The Strategy Template

At the corporate level, Michael Saylor’s Strategy remains the reference model. Bailey said Saylor’s playbook—issuing equity or debt, buying Bitcoin, letting market-capitalisation premia offset dilution—has already been copied “widely all over the place.” By his count, “we’re probably pushing 200” listed companies running variations of the strategy; he projects “many hundreds” by year-end. The supply-demand consequences are, in Bailey’s view, transparent: “There’s just not enough Bitcoin marginally to be satisfied at this price. The price is going to have to go way up.”

The mechanism is not without systemic risk. Bailey likened the corporate-Bitcoin trade to the closed-end trust structure that once governed GBTC, while emphasising a crucial distinction: operating companies can repurchase their own shares if they slip to a discount.

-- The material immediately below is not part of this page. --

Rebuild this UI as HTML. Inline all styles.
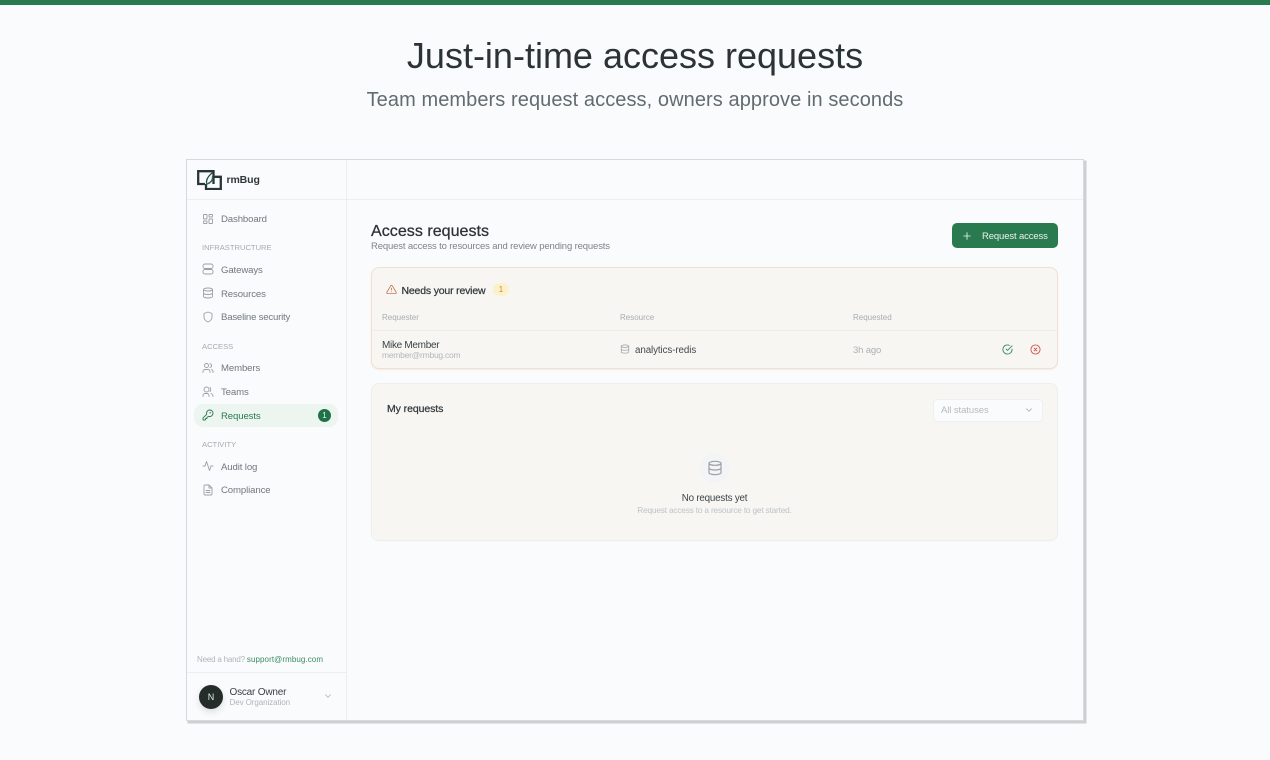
<!DOCTYPE html>
<html><head><meta charset="utf-8"><style>
html,body{margin:0;padding:0;width:1270px;height:760px;overflow:hidden;background:#fafbfd;font-family:"Liberation Sans",sans-serif}
.a{position:absolute;white-space:nowrap}
#top{left:0;top:0;width:1270px;height:5px;background:#2a7a50}
h1{margin:0;left:0;width:1270px;text-align:center;top:35px;font-size:36px;line-height:42px;font-weight:400;color:#2c3336}
h2{margin:0;left:0;width:1270px;text-align:center;top:87px;font-size:20px;line-height:26px;font-weight:400;color:#626c70;letter-spacing:.08px}
#frame{left:186px;top:159px;width:896px;height:560px;border:1px solid #d6d9dd;background:#fafbfd;box-shadow:2px 2px 0 .5px #cdcfd0;overflow:hidden}
#in{position:absolute;left:-187px;top:-160px;width:1270px;height:760px;filter:blur(.3px)}
.nav{font-size:9.6px;line-height:12px;color:#71787e;letter-spacing:-.12px}
.sec{font-size:7.6px;line-height:10px;color:#a5abaf;left:202px}
svg{position:absolute;fill:none;stroke-linecap:round;stroke-linejoin:round}
.ic{stroke:#9aa1a6;stroke-width:1.8}
.th{font-size:8px;line-height:10px;color:#a8acaf}
</style></head><body>
<div class="a" id="top"></div>
<h1 class="a">Just-in-time access requests</h1>
<h2 class="a">Team members request access, owners approve in seconds</h2>
<div class="a" id="frame"><div id="in">
<div class="a" style="left:346px;top:160px;width:1px;height:560px;background:#eceef0"></div>
<div class="a" style="left:187px;top:199px;width:896px;height:1px;background:#eceef0"></div>
<div class="a" style="left:187px;top:672px;width:159px;height:1px;background:#eceef0"></div>

<svg style="left:197px;top:170px" width="25" height="20" viewBox="0 0 25 20"><path d="M8 14H1.200V1.200H16.500V6M16.500 14V6.800H23.800V19H9V14" stroke="#2b3437" stroke-width="2.300" stroke-linecap="butt" stroke-linejoin="miter"/><path d="M9.500 13Q9 8 15 3" stroke="#2b4a42" stroke-width="1.300"/><path d="M10 14Q16 12 15.500 6.500" stroke="#2a6a50" stroke-width="1.300"/></svg>
<div class="a" style="left:226.500px;top:173px;font-size:10.500px;line-height:14px;font-weight:700;color:#30373a;letter-spacing:-.12px">rmBug</div>

<svg class="ic" style="left:202px;top:213px" width="12" height="12" viewBox="0 0 24 24"><rect x="3" y="3" width="7" height="9" rx="1"/><rect x="14" y="3" width="7" height="5" rx="1"/><rect x="14" y="12" width="7" height="9" rx="1"/><rect x="3" y="16" width="7" height="5" rx="1"/></svg>
<div class="a nav" style="left:221px;top:214px">Dashboard</div>
<div class="a sec" style="top:243px">INFRASTRUCTURE</div>
<svg class="ic" style="left:202px;top:263px" width="12" height="12" viewBox="0 0 24 24"><rect x="2" y="2" width="20" height="9" rx="4"/><rect x="2" y="13" width="20" height="9" rx="4"/></svg>
<div class="a nav" style="left:221px;top:265px">Gateways</div>
<svg class="ic" style="left:202px;top:287px" width="12" height="12" viewBox="0 0 24 24"><ellipse cx="12" cy="5" rx="9" ry="3"/><path d="M3 5v14c0 1.700 4 3 9 3s9-1.300 9-3V5M3 12c0 1.700 4 3 9 3s9-1.300 9-3"/></svg>
<div class="a nav" style="left:221px;top:289px">Resources</div>
<svg class="ic" style="left:202px;top:311px" width="12" height="12" viewBox="0 0 24 24"><path d="M12 22s8-3 8-10V5l-8-3-8 3v7c0 7 8 10 8 10z"/></svg>
<div class="a nav" style="left:221px;top:312px;letter-spacing:-.2px">Baseline security</div>
<div class="a sec" style="top:342px">ACCESS</div>
<svg class="ic" style="left:202px;top:362px" width="12" height="12" viewBox="0 0 24 24"><path d="M16 21v-2a4 4 0 0 0-4-4H6a4 4 0 0 0-4 4v2"/><circle cx="9" cy="7" r="4"/><path d="M22 21v-2a4 4 0 0 0-3-3.900M16 3.100a4 4 0 0 1 0 7.800"/></svg>
<div class="a nav" style="left:221px;top:363px">Members</div>
<svg class="ic" style="left:202px;top:386px" width="12" height="12" viewBox="0 0 24 24"><path d="M14 21v-2a4 4 0 0 0-4-4H6a4 4 0 0 0-4 4v2"/><circle cx="9" cy="7" r="5"/><path d="M22 21c0-3-1-5-4-6M16 3c2 2 2 6 0 8"/></svg>
<div class="a nav" style="left:221px;top:387px">Teams</div>
<div class="a" style="left:194px;top:404px;width:144px;height:23px;border-radius:9px;background:#edf5f0"></div>
<svg style="left:202px;top:409px;stroke:#2a7a50;stroke-width:1.900" width="12" height="12" viewBox="0 0 24 24"><path d="M2.586 17.414A2 2 0 0 0 2 18.828V21a1 1 0 0 0 1 1h3a1 1 0 0 0 1-1v-1a1 1 0 0 1 1-1h1a1 1 0 0 0 1-1v-1a1 1 0 0 1 1-1h.172a2 2 0 0 0 1.414-.586l.814-.814a6.500 6.500 0 1 0-4-4z"/><circle cx="16.500" cy="7.500" r=".5"/></svg>
<div class="a nav" style="left:221px;top:411px;color:#2a7a50">Requests</div>
<div class="a" style="left:318px;top:409px;width:13px;height:13px;border-radius:50%;background:#1f7146;color:#e8f3ec;font-size:8px;line-height:13px;text-align:center">1</div>
<div class="a sec" style="top:440px">ACTIVITY</div>
<svg class="ic" style="left:202px;top:460px" width="12" height="12" viewBox="0 0 24 24"><path d="M22 12h-4l-3 9L9 3l-3 9H2"/></svg>
<div class="a nav" style="left:221px;top:462px">Audit log</div>
<svg class="ic" style="left:202px;top:484px" width="12" height="12" viewBox="0 0 24 24"><path d="M14 2H6a2 2 0 0 0-2 2v16a2 2 0 0 0 2 2h12a2 2 0 0 0 2-2V8z"/><path d="M14 2v6h6M8 13h8M8 17h8"/></svg>
<div class="a nav" style="left:221px;top:485px">Compliance</div>

<div class="a" style="left:197px;top:654px;font-size:8px;line-height:11px;color:#b0b5b8;letter-spacing:-.2px">Need a hand? <span style="color:#3d8a60;letter-spacing:.08px">support@rmbug.com</span></div>
<div class="a" style="left:199px;top:685px;width:24px;height:24px;border-radius:50%;background:#252d2b;color:#e8eaea;font-size:9px;line-height:24px;text-align:center;box-shadow:0 3px 7px rgba(0,0,0,.12)">N</div>
<div class="a" style="left:229.500px;top:686px;font-size:10px;line-height:13px;color:#3a4144;letter-spacing:-.2px">Oscar Owner</div>
<div class="a" style="left:229.500px;top:697px;font-size:8px;line-height:11px;color:#b0b5b8;letter-spacing:-.08px">Dev Organization</div>
<svg style="left:323px;top:691px;stroke:#b0b5b8;stroke-width:2" width="10" height="10" viewBox="0 0 24 24"><path d="M6 9l6 6 6-6"/></svg>

<div class="a" style="left:371px;top:221px;font-size:16.100px;line-height:20px;font-weight:400;color:#2b3235;-webkit-text-stroke:.25px #2b3235">Access requests</div>
<div class="a" style="left:371px;top:241px;font-size:9.500px;line-height:12px;color:#7c8387;letter-spacing:-.14px">Request access to resources and review pending requests</div>
<div class="a" style="left:952px;top:223px;width:106px;height:25px;border-radius:5px;background:#2a7a50"></div>
<svg style="left:962px;top:231px;stroke:#eef5f1;stroke-width:2" width="10" height="10" viewBox="0 0 24 24"><path d="M12 4v16M4 12h16"/></svg>
<div class="a" style="left:982px;top:231px;font-size:9.500px;line-height:12px;color:#e9f2ed;letter-spacing:-.13px">Request access</div>

<div class="a" style="left:371px;top:267px;width:685px;height:100px;border:1px solid #f0e0d2;border-radius:8px;background:#f7f6f3;box-shadow:0 1px 1px rgba(240,224,210,.5)"></div>
<svg style="left:386px;top:284px;stroke:#c57a50;stroke-width:1.900" width="11" height="11" viewBox="0 0 24 24"><path d="M10.300 3.900L1.800 18a2 2 0 0 0 1.700 3h17a2 2 0 0 0 1.700-3L13.700 3.900a2 2 0 0 0-3.400 0zM12 9v4M12 17h.01"/></svg>
<div class="a" style="left:401.500px;top:285px;font-size:10.500px;line-height:13px;font-weight:400;color:#33393c;-webkit-text-stroke:.25px #33393c;letter-spacing:-.18px">Needs your review</div>
<div class="a" style="left:493px;top:283px;width:16px;height:13px;border-radius:7px;background:#fdf1c9;color:#c98a3c;font-size:8px;line-height:13px;text-align:center">1</div>
<div class="a th" style="left:382px;top:313px">Requester</div>
<div class="a th" style="left:620px;top:313px">Resource</div>
<div class="a th" style="left:853px;top:313px">Requested</div>
<div class="a" style="left:372px;top:330px;width:685px;height:1px;background:#efedea"></div>
<div class="a" style="left:382px;top:339px;font-size:10px;line-height:13px;color:#3a4144;letter-spacing:-.3px">Mike Member</div>
<div class="a" style="left:382px;top:350px;font-size:8.500px;line-height:11px;color:#b3b7ba;letter-spacing:-.25px">member@rmbug.com</div>
<svg class="ic" style="left:620px;top:344px" width="10" height="10" viewBox="0 0 24 24"><ellipse cx="12" cy="5" rx="9" ry="3"/><path d="M3 5v14c0 1.700 4 3 9 3s9-1.300 9-3V5M3 12c0 1.700 4 3 9 3s9-1.300 9-3"/></svg>
<div class="a" style="left:635px;top:345px;font-size:9.800px;line-height:12px;color:#43494c;letter-spacing:-.1px">analytics-redis</div>
<div class="a" style="left:853px;top:345px;font-size:9.500px;line-height:12px;color:#adb1b4;letter-spacing:-.15px">3h ago</div>
<svg style="left:1002px;top:344px;stroke:#3d8a60;stroke-width:2" width="11" height="11" viewBox="0 0 24 24"><path d="M22 11.100V12a10 10 0 1 1-5.900-9.100"/><path d="M22 4L12 14l-3-3"/></svg>
<svg style="left:1030px;top:344px;stroke:#d0574e;stroke-width:2" width="11" height="11" viewBox="0 0 24 24"><circle cx="12" cy="12" r="10"/><path d="M15 9l-6 6M9 9l6 6"/></svg>

<div class="a" style="left:371px;top:383px;width:685px;height:156px;border:1px solid #efeeeb;border-radius:8px;background:#f7f6f3;box-shadow:0 1px 2px rgba(0,0,0,.02)"></div>
<div class="a" style="left:387px;top:403px;font-size:10.500px;line-height:13px;color:#33393c;-webkit-text-stroke:.25px #33393c;letter-spacing:-.08px">My requests</div>
<div class="a" style="left:933px;top:399px;width:108px;height:21px;border:1px solid #eeeff0;border-radius:4px;background:#fafbfc"></div>
<div class="a" style="left:941px;top:405px;font-size:9.500px;line-height:12px;color:#b6babd;letter-spacing:-.08px">All statuses</div>
<svg style="left:1024px;top:405px;stroke:#a8adb0;stroke-width:2" width="10" height="10" viewBox="0 0 24 24"><path d="M6 9l6 6 6-6"/></svg>
<div class="a" style="left:700px;top:453px;width:30px;height:30px;border-radius:50%;background:#f3f4f5"></div>
<svg class="ic" style="left:707px;top:460px" width="16" height="16" viewBox="0 0 24 24"><ellipse cx="12" cy="5" rx="9" ry="3"/><path d="M3 5v14c0 1.700 4 3 9 3s9-1.300 9-3V5M3 12c0 1.700 4 3 9 3s9-1.300 9-3"/></svg>
<div class="a" style="left:372px;width:685px;text-align:center;top:492px;font-size:9.800px;line-height:13px;color:#3e4447;letter-spacing:-.2px">No requests yet</div>
<div class="a" style="left:372px;width:685px;text-align:center;top:505px;font-size:8.300px;line-height:11px;color:#bfc2c5;letter-spacing:-.19px">Request access to a resource to get started.</div>
</div></div>
</body></html>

Even so, he warned that widespread share-collateral lending could propagate leverage across equity markets, making a severe Bitcoin drawdown a potential trigger for global deleveraging. “A bear market in Bitcoin could cause financial contagion […] and there’s really nothing anyone can do to stop it.”

Throughout the interview Bailey returned to institutional fragility. “These institutions are way weaker and way more fragile than people appreciate,” he said of the traditional monetary order. Yet fragility cuts both ways: the same leverage that speeds Bitcoin’s ascent multiplies the hazards of a reversal. Still, Bailey’s bottom line remained unambiguous. “We [ultimately] dictate to the Federal Reserve what their future is,” he said, because the “drums of war beat towards [Bitcoin’s] inevitability.”

At press time, BTC traded at $99,550.